On July 5th, the dead center of Haverford's summer, three days after Live 8, one day after Sir Elton John's Philadelphia Freedom concert on the Parkway, the Coop's team, which also includes Adele Amador, the deli-sandwich muse, and Judy Cohen, cashier and woman-of-all-work, weren't expecting much of a crowd. With a lot of the menu "prepped" beforehand — fried chicken lunches with mashed and veggies; chicken parmesan sandwiches with creamy cheese and lustrous tomato sauce; chipped beef on toast (a favorite of the Gardner construction crews) — Kevin's people thought the day would be light. Breakfast was: the second customer was a wiry guy in a white hardhat who ordered the Army's description of creamed beef on toast (unsuitable for print here); it caused a lot of laughing and badinage; the next fellow wanted eggs with scrapple and whole wheat toast — "I'm mixin' healthy eating with my natural self-destructive tendencies! I'm havin' OJ, too!" Next: "Two eggs together on rye toast with a little bit of cheese — whattaya got?"
"We've got provolone, Swiss, cheddar, American..." Kevin informed him.
"Amurcan's good, Amurcan — I'm feelin' patriotic."
Kevin grabbed the rye from a shelf just below the counter top, where it lay stacked neatly next to the white and whole wheat, and focused on the next customer..." I can juggle six orders at a time," he said, without a trace of pride.
"Really? How do you remember all the details?"
"You don't try to. You get the basics started — on a hamburger, say, you flop the meat out on the hot top with the perforated metal spatula — the meat presser — you get the fries going, you line the burger rolls up — it's like a kind of rhythm. Then you do the next person's basics and the next...When the meat looks right and it's time to move on, you just ask the customer again — 'You wanted what with that medium burger?' And they remind you. Otherwise, you'd be writin' up little pieces of paper and stringin' them on a wire like a short-order cook at Denny's..."
"After a while though, you kinda learn what individuals like and it's aut-o-ma-tic! Kannerstein? You know Greg? Nice guy. Hurt my knee once and didn't have time to go to the Infirmary? Gave me an Ace bandage... He likes scrambled eggs or a cheeseburger without the roll...Dick Wynn [VP for Finance and Administration, Treasurer] — you know he's the one who recommended me for this job, told John Francone [Director of Food Services] to try me out? — well, Richard's a cheeseburger with lettuce & pickle man, or else a deli tuna guy, or sometimes he'll go for a slice of pizza...Tom Tritton favors tuna and chicken salad, with pickle on the side...He likes it over here. More informal. Tom is a shirtsleeves president..."

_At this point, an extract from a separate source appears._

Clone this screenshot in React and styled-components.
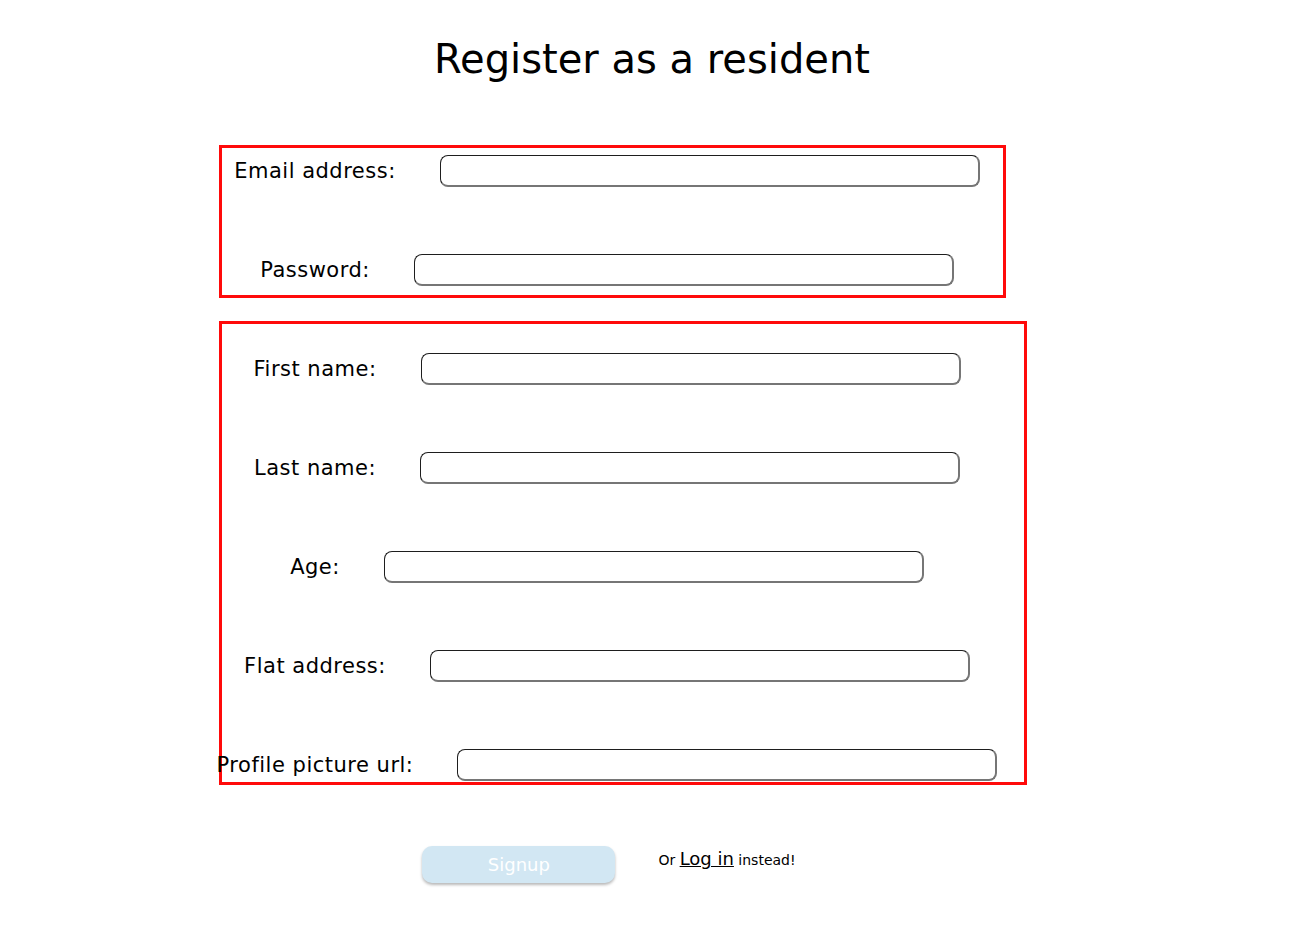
import React from 'react';
import styled, {createGlobalStyle} from 'styled-components';

const GlobalStyle = createGlobalStyle`
  body {
    margin: 0;
    background: #ffffff;
    color: #000000;
    font-family: "DejaVu Sans", "Noto Sans", sans-serif;
  }
`

const Page = styled.div`
  padding-top: 33px;
  padding-bottom: 40px;
`

const Title = styled.h1`
  margin: 0 0 60px 0;
  text-align: center;
  font-size: 40px;
  font-weight: 400;
  letter-spacing: 0;
  line-height: 52px;
  padding-left: 10px;
`

const Form = styled.form`
  display: flex;
  flex-direction: column;
  align-items: flex-start;
  padding-left: 219px;
`

const Box = styled.div`
  box-sizing: border-box;
  width: ${props => props.width}px;
  border: 3px solid #ff0a0a;
  display: flex;
  flex-direction: column;
  gap: 67px;
  padding: ${props => props.pad};
  margin-top: ${props => props.top || 0}px;
`

const Row = styled.div`
  display: flex;
  justify-content: center;
  align-items: center;
  gap: 44px;
  height: 32px;
  white-space: nowrap;
`

const Label = styled.label`
  font-size: 21px;
  letter-spacing: 0.5px;
  line-height: 24px;
`

const Input = styled.input`
  box-sizing: border-box;
  width: 540px;
  height: 32px;
  flex-shrink: 0;
  border-radius: 8px;
  border-style: solid;
  border-width: 1.5px 2px 2px 1.5px;
  border-color: #1e1e1e #767676 #767676 #1e1e1e;
  background: #ffffff;
  outline: none;
`

const Footer = styled.div`
  width: 780px;
  margin-top: 61px;
  display: flex;
  justify-content: center;
  align-items: center;
  gap: 43px;
`

const SignupButton = styled.button`
  width: 193px;
  height: 37px;
  border: none;
  border-radius: 10px;
  background: #d2e7f3;
  color: #ffffff;
  font-family: inherit;
  font-size: 18px;
  box-shadow: 0 2px 3px rgba(0, 0, 0, 0.28);
`

const LoginNote = styled.p`
  margin: 0 0 12px 0;
  font-size: 14px;
  & a {
    color: #000000;
    font-size: 18px;
    text-decoration: underline;
  }
`

const accountFields = [
    {id: 'email', label: 'Email address:', type: 'email'},
    {id: 'password', label: 'Password:', type: 'password'},
]

const residentFields = [
    {id: 'firstName', label: 'First name:', type: 'text'},
    {id: 'lastName', label: 'Last name:', type: 'text'},
    {id: 'age', label: 'Age:', type: 'number'},
    {id: 'flat', label: 'Flat address:', type: 'text'},
    {id: 'picture', label: 'Profile picture url:', type: 'text'},
]

const Field = (props) => {
    return (<Row>
        <Label htmlFor={props.id}>{props.label}</Label>
        <Input id={props.id} type={props.type}/>
    </Row>);
}

export default function App() {
    return (
        <Page>
            <GlobalStyle/>
            <Title>Register as a resident</Title>
            <Form onSubmit={event => event.preventDefault()}>
                <Box width={787} pad={'7px 11px 9px 0'}>
                    {accountFields.map(field => <Field key={field.id} {...field}/>)}
                </Box>
                <Box width={808} pad={'29px 32px 1px 0'} top={23}>
                    {residentFields.map(field => <Field key={field.id} {...field}/>)}
                </Box>
                <Footer>
                    <SignupButton type="submit">Signup</SignupButton>
                    <LoginNote>Or <a href="#login">Log in</a> instead!</LoginNote>
                </Footer>
            </Form>
        </Page>
    );
}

Kevin points out the sociogeography of the Coop: way in back, to your right as you enter, last table, is for the Facilities guys, who like to talk about sports, politics, literature, movies — a rough salon, which attracts an eclectic mix...and so you get the odd English teacher, or literary jock, like Kannerstein, getting into it with, oh, Norm Ricker, the Director of Special Projects, arguing Haverford baseball, or NBA basketball, Iverson's haircut, the foolish length of big-league athletic trunks...Tritton and some of his staff and teachers favor the little wall tables near the two platter-dump sites; the longer tables across from them, along the windows, tend to get reserved for student intellectuals, grilling each other on course work while they chomp steak sandwiches, or the social semiotics of Ben Affleck's having married Jennifer Garner instead of JLo...The window tables closest to the terrace door and 18-year veteran cashier Cohen's perch are mostly for the aforementioned Gardner construction crews, and the talk there tends toward drywall technology and doubtful entendres —"Hey, Kev! What kinda chicken parts you got today?"
"Just wholesome parts, brother. You'll have to go off campus for what you have in mind..."
The Coop is a smaller operation than the Dining Center, up near Founders, but is the only Food Service program open all year to staff and students, the DC being largely reserved for summer camp visitors and special-project situations during the hot months of July and August. According to John Francone, the Coop will consume 50 lbs. of hamburger per week, as opposed to 100 lbs. a day at the DC; 75 lbs. of French fry potatoes as compared to 100 lbs. a day at the main facility (the Coop and DC are two parts of Dining Services, the others being Student Meals, Catering, and Faculty Dining). The Coop also uses five gallons of milk, 12 1/2 dozen liquid eggs (fresh pasteurized eggs that are shelled and whipped with citric acid to preserve them), 25 lbs. of chicken breasts, 80 loaves of bread and 25 lbs. of cheesesteak beef every seven days.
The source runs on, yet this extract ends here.